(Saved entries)
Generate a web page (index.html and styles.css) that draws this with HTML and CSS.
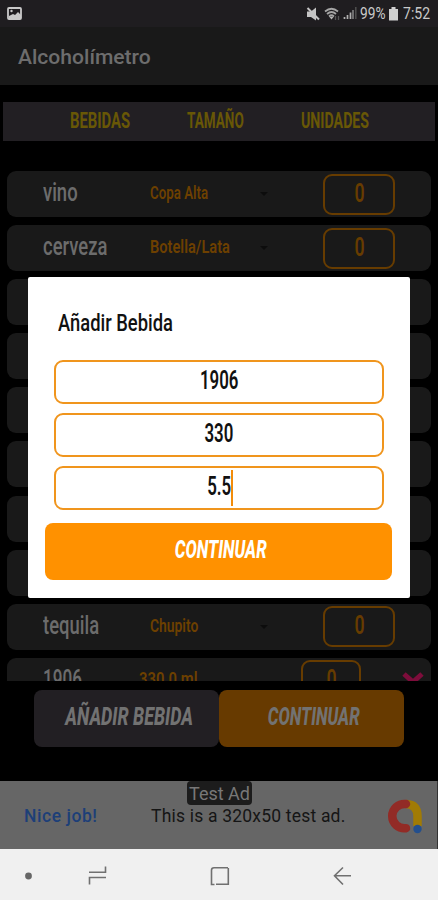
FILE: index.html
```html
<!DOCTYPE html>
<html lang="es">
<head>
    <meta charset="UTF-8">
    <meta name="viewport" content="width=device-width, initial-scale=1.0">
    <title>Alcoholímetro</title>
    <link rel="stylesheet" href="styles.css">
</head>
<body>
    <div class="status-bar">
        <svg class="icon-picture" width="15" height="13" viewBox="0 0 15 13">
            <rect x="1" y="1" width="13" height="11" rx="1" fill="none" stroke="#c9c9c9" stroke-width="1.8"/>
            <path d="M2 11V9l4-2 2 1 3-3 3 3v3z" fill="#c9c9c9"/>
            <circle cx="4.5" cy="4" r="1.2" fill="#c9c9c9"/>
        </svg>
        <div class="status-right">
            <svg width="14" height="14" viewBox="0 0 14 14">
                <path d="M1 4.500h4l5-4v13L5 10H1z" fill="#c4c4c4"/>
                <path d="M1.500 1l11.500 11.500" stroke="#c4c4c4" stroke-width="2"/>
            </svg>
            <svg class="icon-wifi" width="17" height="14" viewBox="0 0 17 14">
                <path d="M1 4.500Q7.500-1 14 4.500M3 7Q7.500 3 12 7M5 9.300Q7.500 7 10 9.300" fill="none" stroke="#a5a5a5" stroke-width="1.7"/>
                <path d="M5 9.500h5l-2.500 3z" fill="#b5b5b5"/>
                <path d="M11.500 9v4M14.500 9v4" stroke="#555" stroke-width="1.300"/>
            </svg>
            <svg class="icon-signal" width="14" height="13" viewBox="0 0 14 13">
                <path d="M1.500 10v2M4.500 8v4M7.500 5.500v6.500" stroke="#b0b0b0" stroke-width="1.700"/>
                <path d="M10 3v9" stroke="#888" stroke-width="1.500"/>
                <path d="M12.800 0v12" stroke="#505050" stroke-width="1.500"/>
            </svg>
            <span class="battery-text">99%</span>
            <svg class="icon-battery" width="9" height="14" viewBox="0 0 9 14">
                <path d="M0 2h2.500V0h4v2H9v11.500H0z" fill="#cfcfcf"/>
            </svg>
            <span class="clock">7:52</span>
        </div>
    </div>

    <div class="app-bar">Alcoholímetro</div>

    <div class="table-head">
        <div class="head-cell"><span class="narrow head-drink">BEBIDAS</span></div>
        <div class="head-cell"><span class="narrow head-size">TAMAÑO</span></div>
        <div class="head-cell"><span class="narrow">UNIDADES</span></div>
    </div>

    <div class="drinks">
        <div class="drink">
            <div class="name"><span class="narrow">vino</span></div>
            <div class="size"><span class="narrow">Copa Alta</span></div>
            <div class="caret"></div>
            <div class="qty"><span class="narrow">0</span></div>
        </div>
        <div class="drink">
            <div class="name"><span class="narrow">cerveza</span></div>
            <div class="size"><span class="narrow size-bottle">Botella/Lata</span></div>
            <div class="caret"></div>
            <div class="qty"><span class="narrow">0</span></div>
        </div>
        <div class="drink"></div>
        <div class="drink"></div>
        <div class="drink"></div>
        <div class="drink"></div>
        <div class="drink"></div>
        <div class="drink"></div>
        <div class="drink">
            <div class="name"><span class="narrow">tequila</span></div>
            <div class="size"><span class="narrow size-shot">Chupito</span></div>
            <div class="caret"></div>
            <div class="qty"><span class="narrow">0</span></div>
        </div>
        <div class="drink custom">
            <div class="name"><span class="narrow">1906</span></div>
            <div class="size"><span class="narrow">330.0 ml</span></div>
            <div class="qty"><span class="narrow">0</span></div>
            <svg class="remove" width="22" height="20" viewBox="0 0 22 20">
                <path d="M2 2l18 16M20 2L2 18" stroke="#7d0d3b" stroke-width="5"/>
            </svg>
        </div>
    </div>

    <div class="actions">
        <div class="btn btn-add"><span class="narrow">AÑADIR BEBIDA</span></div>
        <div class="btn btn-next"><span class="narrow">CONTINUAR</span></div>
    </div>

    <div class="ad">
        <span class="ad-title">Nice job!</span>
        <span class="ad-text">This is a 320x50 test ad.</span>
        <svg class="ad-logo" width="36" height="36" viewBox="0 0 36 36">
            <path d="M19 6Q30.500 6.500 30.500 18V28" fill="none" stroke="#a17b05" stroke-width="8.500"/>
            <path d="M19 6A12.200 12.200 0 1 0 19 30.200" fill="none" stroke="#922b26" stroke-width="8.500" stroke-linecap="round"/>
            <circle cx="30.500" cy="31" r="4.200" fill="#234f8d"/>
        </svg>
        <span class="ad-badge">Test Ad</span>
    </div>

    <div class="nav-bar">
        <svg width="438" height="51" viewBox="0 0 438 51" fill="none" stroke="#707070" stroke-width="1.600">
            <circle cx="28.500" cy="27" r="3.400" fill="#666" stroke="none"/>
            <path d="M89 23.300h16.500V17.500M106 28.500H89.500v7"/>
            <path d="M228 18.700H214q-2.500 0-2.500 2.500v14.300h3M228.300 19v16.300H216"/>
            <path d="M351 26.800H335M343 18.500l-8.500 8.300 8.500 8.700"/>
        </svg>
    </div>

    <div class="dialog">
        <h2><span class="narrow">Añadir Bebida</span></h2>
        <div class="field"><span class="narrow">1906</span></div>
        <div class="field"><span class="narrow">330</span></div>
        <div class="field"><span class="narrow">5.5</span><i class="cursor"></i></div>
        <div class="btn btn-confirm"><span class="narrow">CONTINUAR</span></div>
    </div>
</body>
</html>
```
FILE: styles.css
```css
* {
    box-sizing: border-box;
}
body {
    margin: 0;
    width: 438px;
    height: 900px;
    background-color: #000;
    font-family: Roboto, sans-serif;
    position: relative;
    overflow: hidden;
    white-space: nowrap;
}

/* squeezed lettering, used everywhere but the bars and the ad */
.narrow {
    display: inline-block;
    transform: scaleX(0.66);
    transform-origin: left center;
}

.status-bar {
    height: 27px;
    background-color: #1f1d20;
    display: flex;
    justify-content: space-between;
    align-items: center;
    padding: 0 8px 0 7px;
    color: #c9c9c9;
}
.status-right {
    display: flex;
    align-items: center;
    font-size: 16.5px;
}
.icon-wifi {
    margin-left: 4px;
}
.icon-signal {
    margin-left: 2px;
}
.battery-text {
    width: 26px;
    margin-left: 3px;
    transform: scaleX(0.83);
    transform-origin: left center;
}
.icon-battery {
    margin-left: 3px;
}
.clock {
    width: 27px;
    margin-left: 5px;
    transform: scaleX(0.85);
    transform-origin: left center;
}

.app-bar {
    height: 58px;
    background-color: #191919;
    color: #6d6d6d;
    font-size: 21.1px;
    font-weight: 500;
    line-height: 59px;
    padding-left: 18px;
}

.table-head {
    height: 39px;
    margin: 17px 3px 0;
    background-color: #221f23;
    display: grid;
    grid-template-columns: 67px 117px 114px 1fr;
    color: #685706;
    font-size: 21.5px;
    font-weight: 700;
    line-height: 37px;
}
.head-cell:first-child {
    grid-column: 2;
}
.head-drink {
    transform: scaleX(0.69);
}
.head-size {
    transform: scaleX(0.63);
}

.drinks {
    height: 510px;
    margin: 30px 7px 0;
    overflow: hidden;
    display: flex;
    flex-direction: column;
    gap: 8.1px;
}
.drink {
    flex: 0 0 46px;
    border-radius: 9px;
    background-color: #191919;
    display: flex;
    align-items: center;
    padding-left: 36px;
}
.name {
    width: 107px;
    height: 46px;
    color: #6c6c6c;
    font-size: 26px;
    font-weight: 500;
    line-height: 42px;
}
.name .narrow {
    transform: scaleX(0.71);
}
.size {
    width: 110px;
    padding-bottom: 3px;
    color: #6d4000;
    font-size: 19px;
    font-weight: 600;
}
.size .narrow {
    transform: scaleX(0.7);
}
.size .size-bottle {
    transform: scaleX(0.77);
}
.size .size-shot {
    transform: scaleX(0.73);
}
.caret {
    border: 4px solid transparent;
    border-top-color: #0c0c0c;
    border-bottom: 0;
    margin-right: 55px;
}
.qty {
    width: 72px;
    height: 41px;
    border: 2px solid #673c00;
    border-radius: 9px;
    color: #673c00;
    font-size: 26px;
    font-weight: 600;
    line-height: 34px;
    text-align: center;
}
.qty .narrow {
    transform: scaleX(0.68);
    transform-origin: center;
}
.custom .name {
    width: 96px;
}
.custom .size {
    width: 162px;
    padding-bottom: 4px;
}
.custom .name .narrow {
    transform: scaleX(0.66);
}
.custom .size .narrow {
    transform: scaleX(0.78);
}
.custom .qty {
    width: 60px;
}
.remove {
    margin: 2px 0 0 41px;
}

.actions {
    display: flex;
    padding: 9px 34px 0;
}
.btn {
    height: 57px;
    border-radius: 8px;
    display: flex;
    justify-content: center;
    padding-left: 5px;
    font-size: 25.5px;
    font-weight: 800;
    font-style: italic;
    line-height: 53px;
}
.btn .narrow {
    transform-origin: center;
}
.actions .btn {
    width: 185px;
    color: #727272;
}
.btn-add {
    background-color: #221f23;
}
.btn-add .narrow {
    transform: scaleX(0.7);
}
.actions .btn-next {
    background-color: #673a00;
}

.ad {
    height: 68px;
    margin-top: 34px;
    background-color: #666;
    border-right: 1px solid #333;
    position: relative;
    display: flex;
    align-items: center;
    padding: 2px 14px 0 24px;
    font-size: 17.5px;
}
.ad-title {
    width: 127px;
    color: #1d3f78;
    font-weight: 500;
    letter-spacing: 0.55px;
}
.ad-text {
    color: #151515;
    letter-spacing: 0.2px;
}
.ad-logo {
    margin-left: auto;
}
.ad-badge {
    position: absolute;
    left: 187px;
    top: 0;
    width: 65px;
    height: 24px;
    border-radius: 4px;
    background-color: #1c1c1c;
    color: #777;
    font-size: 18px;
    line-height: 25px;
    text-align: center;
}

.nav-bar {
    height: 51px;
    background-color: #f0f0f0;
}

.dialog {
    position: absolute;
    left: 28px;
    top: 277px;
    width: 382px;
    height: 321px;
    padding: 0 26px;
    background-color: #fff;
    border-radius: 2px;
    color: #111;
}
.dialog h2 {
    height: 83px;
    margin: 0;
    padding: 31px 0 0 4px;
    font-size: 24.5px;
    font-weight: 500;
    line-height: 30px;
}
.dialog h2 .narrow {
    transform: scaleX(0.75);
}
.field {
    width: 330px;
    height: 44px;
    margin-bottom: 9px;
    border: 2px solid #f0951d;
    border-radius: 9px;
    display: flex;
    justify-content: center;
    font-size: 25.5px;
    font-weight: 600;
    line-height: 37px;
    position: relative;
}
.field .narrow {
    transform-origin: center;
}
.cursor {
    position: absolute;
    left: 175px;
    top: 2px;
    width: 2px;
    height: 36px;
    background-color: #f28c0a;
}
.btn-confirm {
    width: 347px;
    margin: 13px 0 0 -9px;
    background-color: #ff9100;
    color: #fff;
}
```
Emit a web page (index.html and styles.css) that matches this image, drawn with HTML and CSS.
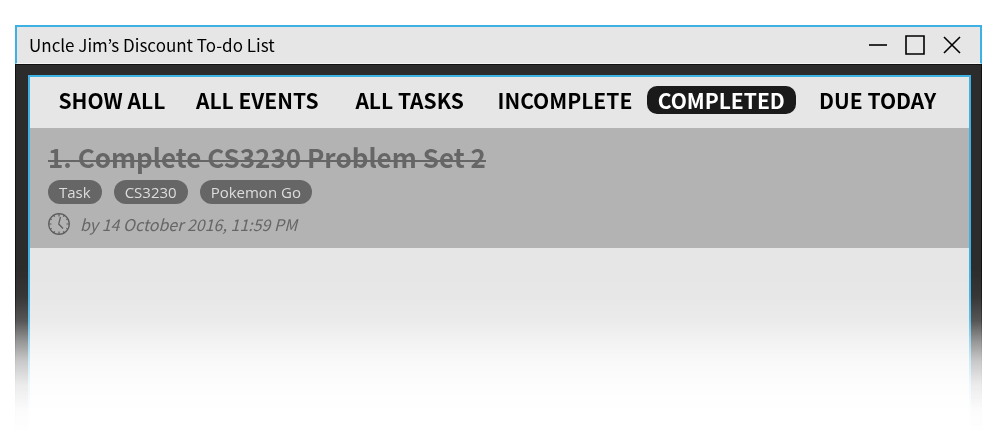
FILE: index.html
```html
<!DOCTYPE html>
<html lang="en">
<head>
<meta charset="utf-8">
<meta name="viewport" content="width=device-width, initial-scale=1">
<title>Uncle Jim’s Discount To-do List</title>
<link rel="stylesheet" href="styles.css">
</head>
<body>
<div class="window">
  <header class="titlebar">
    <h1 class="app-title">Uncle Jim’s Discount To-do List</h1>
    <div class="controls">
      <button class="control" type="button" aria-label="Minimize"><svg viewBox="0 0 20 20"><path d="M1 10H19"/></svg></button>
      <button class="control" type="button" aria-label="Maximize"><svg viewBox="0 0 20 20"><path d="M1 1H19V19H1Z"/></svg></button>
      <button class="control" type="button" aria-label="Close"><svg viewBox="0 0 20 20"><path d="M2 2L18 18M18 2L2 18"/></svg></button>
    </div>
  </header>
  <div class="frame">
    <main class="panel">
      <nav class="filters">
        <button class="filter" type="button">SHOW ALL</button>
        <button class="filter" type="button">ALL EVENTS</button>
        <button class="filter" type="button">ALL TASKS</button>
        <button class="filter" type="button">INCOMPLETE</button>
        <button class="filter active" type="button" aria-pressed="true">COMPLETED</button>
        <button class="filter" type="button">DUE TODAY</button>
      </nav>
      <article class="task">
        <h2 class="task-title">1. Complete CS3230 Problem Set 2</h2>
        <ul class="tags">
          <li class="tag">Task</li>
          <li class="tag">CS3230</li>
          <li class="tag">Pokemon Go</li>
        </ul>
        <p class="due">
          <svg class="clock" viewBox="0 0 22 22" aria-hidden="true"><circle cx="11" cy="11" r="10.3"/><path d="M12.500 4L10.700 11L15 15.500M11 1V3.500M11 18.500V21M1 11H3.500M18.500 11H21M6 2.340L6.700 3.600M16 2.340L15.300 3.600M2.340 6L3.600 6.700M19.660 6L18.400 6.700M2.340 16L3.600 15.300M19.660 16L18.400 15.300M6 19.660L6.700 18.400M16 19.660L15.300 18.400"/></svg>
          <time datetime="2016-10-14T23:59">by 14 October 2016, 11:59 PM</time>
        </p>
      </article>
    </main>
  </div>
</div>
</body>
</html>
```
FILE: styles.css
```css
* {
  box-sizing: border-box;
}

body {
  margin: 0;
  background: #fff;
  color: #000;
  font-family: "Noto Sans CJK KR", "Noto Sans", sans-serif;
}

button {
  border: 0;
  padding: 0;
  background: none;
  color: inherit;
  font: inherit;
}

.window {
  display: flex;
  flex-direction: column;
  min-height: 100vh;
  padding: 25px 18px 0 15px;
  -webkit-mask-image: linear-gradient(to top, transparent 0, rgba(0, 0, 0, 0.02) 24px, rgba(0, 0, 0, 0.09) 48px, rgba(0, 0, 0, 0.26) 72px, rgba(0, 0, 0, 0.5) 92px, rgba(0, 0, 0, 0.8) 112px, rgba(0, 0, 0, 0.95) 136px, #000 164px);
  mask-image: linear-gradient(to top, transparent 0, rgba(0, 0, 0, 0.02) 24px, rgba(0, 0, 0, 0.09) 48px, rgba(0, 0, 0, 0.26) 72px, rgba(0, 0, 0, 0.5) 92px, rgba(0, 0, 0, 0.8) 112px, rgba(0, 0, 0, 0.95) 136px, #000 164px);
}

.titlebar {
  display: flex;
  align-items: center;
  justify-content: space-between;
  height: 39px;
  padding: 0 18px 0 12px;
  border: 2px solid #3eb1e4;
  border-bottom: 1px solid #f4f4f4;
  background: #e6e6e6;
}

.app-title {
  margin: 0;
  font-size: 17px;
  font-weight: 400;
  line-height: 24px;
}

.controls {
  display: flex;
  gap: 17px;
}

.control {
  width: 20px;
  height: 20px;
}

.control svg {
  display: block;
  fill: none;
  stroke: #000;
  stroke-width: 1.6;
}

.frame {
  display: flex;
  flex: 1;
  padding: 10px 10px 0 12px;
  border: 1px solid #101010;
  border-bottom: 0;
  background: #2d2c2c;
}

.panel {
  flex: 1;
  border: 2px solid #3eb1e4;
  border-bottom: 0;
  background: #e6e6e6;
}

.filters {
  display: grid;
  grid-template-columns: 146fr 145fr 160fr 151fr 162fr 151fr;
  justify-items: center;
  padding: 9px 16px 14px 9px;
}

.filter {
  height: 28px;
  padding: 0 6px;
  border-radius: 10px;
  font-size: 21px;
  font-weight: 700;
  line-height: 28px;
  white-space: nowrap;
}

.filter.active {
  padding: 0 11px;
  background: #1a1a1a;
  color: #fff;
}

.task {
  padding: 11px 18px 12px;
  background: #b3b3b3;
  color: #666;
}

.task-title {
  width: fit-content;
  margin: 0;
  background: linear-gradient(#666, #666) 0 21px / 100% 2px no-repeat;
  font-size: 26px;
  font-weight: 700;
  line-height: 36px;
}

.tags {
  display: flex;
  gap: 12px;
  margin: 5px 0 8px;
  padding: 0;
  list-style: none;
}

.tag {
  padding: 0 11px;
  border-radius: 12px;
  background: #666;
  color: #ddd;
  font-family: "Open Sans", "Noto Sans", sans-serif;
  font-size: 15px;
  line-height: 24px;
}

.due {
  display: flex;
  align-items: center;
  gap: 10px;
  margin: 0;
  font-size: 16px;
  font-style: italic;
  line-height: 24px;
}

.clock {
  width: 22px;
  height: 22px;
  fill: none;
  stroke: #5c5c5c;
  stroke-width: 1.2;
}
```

> _DIRECTIONS_:
Copy every line of the data that holds the string "with".

> _RESULT FOR THIS EXERCISE_:
Generate a web page (index.html and styles.css) that draws this with HTML and CSS.
Emit a web page (index.html and styles.css) that matches this image, drawn with HTML and CSS.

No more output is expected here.